__DATA BLOCK__
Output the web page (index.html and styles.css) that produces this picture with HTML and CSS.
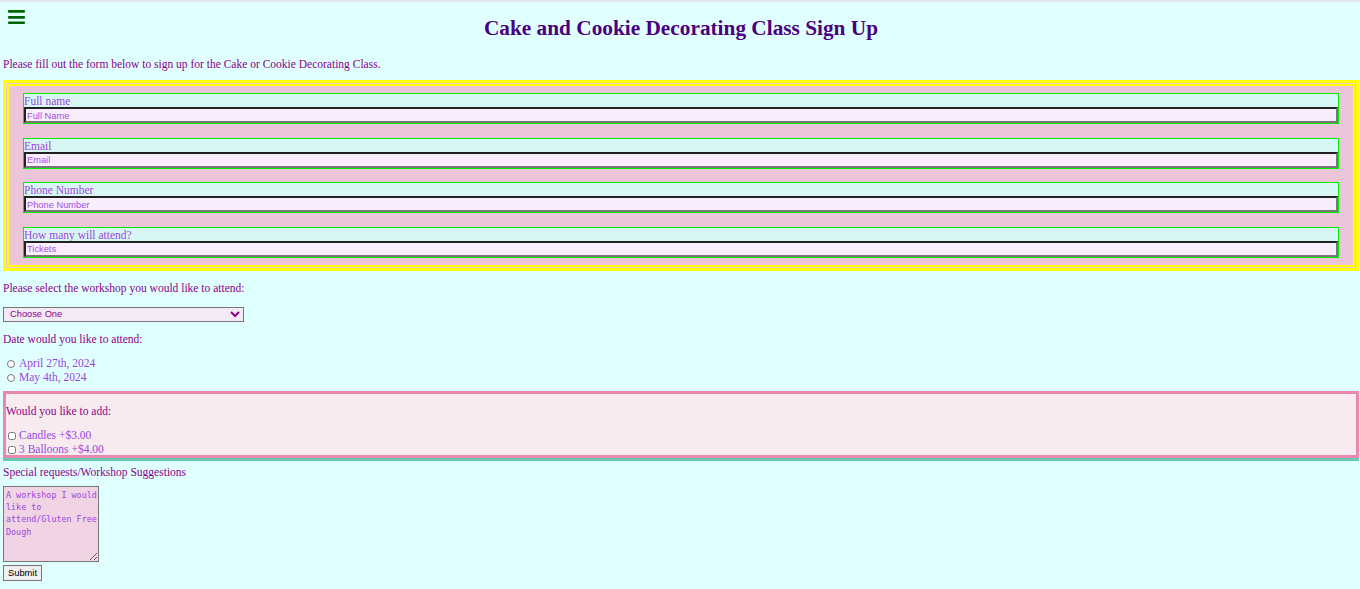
FILE: index.html
```html
<!DOCTYPE html>
<html lang="en">
<head>
<meta charset="utf-8">
<title>Cake and Cookie Decorating Class Sign Up</title>
<link rel="stylesheet" href="styles.css">
</head>
<body>
<header class="top">
  <div class="menu" aria-label="Menu">
    <svg width="17" height="15" viewBox="0 0 17 15">
      <rect x="0" y="0" width="17" height="2.7" rx="1" fill="#006400"/>
      <rect x="0" y="6" width="17" height="2.7" rx="1" fill="#006400"/>
      <rect x="0" y="11.4" width="17" height="2.7" rx="1" fill="#006400"/>
    </svg>
  </div>
  <h1 class="title">Cake and Cookie Decorating Class Sign Up</h1>
  <div></div>
</header>

<p class="intro">Please fill out the form below to sign up for the Cake or Cookie Decorating Class.</p>

<form class="form">
  <fieldset class="contact">
    <div class="group">
      <label class="group-label" for="name">Full name</label>
      <input class="field" id="name" type="text" placeholder="Full Name">
    </div>
    <div class="group">
      <label class="group-label" for="email">Email</label>
      <input class="field" id="email" type="email" placeholder="Email">
    </div>
    <div class="group">
      <label class="group-label" for="phone">Phone Number</label>
      <input class="field" id="phone" type="tel" placeholder="Phone Number">
    </div>
    <div class="group">
      <label class="group-label" for="tickets">How many will attend?</label>
      <input class="field" id="tickets" type="text" placeholder="Tickets">
    </div>
  </fieldset>

  <p class="text select-label">Please select the workshop you would like to attend:</p>
  <select class="workshop">
    <option>Choose One</option>
    <option>Cake Decorating</option>
    <option>Cookie Decorating</option>
  </select>

  <p class="text date-label">Date would you like to attend:</p>
  <div class="options">
    <label class="option"><input class="radio" type="radio" name="date"> April 27th, 2024</label>
    <label class="option"><input class="radio" type="radio" name="date"> May 4th, 2024</label>
  </div>

  <div class="addons">
    <p class="text addons-label">Would you like to add:</p>
    <label class="option check-row"><input class="check" type="checkbox">Candles +$3.00</label>
    <label class="option check-row"><input class="check" type="checkbox">3 Balloons +$4.00</label>
  </div>

  <p class="text special-label">Special requests/Workshop Suggestions</p>
  <textarea class="requests" placeholder="A workshop I would like to attend/Gluten Free Dough"></textarea>
  <div class="actions"><button class="submit" type="submit">Submit</button></div>
</form>
</body>
</html>
```

FILE: styles.css
```css
html, body {
  margin: 0;
  padding: 0;
}

body {
  background: #e0ffff;
  border-top: 2px solid #e2e6ea;
  padding: 0 1px 0 3px;
  font-family: "Liberation Serif", "Times New Roman", serif;
  font-size: 11.5px;
  line-height: 13px;
  color: #8b008b;
}

.top {
  display: grid;
  grid-template-columns: 1fr auto 1fr;
  align-items: start;
  padding-top: 8px;
  height: 33px;
}

.menu {
  padding-left: 5px;
  height: 15px;
}

.menu svg {
  display: block;
}

.title {
  margin: 5px 0 0;
  font-size: 21.3px;
  line-height: 26px;
  font-weight: bold;
  color: #4b0082;
  text-align: center;
}

.intro {
  margin: 14px 0 0;
  padding-top: 1px;
  line-height: 13px;
}

.form {
  margin: 0;
}

.contact {
  margin: 9px 0 0;
  padding: 10px 17px 10px 17px;
  border: 3px solid #ffff00;
  box-shadow: inset 0 0 0 1px #edc5d8, inset 0 0 0 3px #ffff00;
  background: #edc5d8;
  display: flex;
  flex-direction: column;
  gap: 13.6px;
  min-width: 0;
}

.group {
  display: flex;
  flex-direction: column;
  border: 1px solid #00ee00;
  background: #d8f7f4;
}

.group-label {
  color: #9b45e0;
  padding-top: 1px;
  line-height: 12px;
}

.field {
  margin: 0;
  height: 16px;
  box-sizing: border-box;
  padding: 1px 1px 0;
  border-style: solid;
  border-width: 2px;
  border-color: #222 #777 #777 #222;
  background: #f9eefb;
  font-family: "Liberation Sans", Arial, sans-serif;
  font-size: 9.3px;
  color: #9b45e0;
}

.field::placeholder {
  color: #a24fe6;
}

.text {
  margin: 0;
  padding-top: 1px;
  line-height: 13px;
}

.select-label {
  margin-top: 10px;
}

.workshop {
  display: block;
  margin: 12px 0 0;
  width: 241px;
  height: 15px;
  padding: 0 0 0 2px;
  border: 1px solid #767676;
  border-radius: 0;
  background: #f3eaf5;
  color: #8b008b;
  font-family: "Liberation Sans", Arial, sans-serif;
  font-size: 9.3px;
}

.date-label {
  margin-top: 10px;
}

.options {
  margin-top: 11px;
  display: flex;
  flex-direction: column;
}

.option {
  display: flex;
  align-items: center;
  height: 14px;
  color: #9b45e0;
}

.radio {
  width: 8px;
  height: 8px;
  margin: 0 4px 0 4px;
}

.addons {
  margin-top: 6px;
  border: 3px solid #e888ae;
  background: #f7ebf0;
  box-shadow: 0 3px 0 #6cc7b5;
  padding: 9px 0 0 0;
  height: 52px;
  box-sizing: content-box;
}

.addons-label {
  margin-bottom: 11px;
  padding-top: 2px;
}

.check {
  width: 8px;
  height: 8px;
  margin: 0 3px 0 2px;
}

.special-label {
  margin-top: 7px;
}

.requests {
  display: block;
  margin: 7px 0 0;
  width: 96px;
  height: 76px;
  box-sizing: border-box;
  padding: 2px 1px 2px 2px;
  border: 1px solid #767676;
  background: #f0d4e4;
  font-family: "DejaVu Sans Mono", monospace;
  font-size: 8.4px;
  line-height: 12.3px;
  color: #9b45e6;
  resize: both;
}

.requests::placeholder {
  color: #9b45e6;
}

.actions {
  margin-top: 3px;
}

.submit {
  height: 16px;
  width: 39px;
  padding: 0;
  border: 1px solid #767676;
  border-radius: 0;
  background: #efefef;
  font-family: "Liberation Sans", Arial, sans-serif;
  font-size: 9.3px;
  color: #000;
}
```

__WHAT TO DO__
Which lines in the data above contain "index"? Show each one.

__EXERCISE RESULT__
Output the web page (index.html and styles.css) that produces this picture with HTML and CSS.
FILE: index.html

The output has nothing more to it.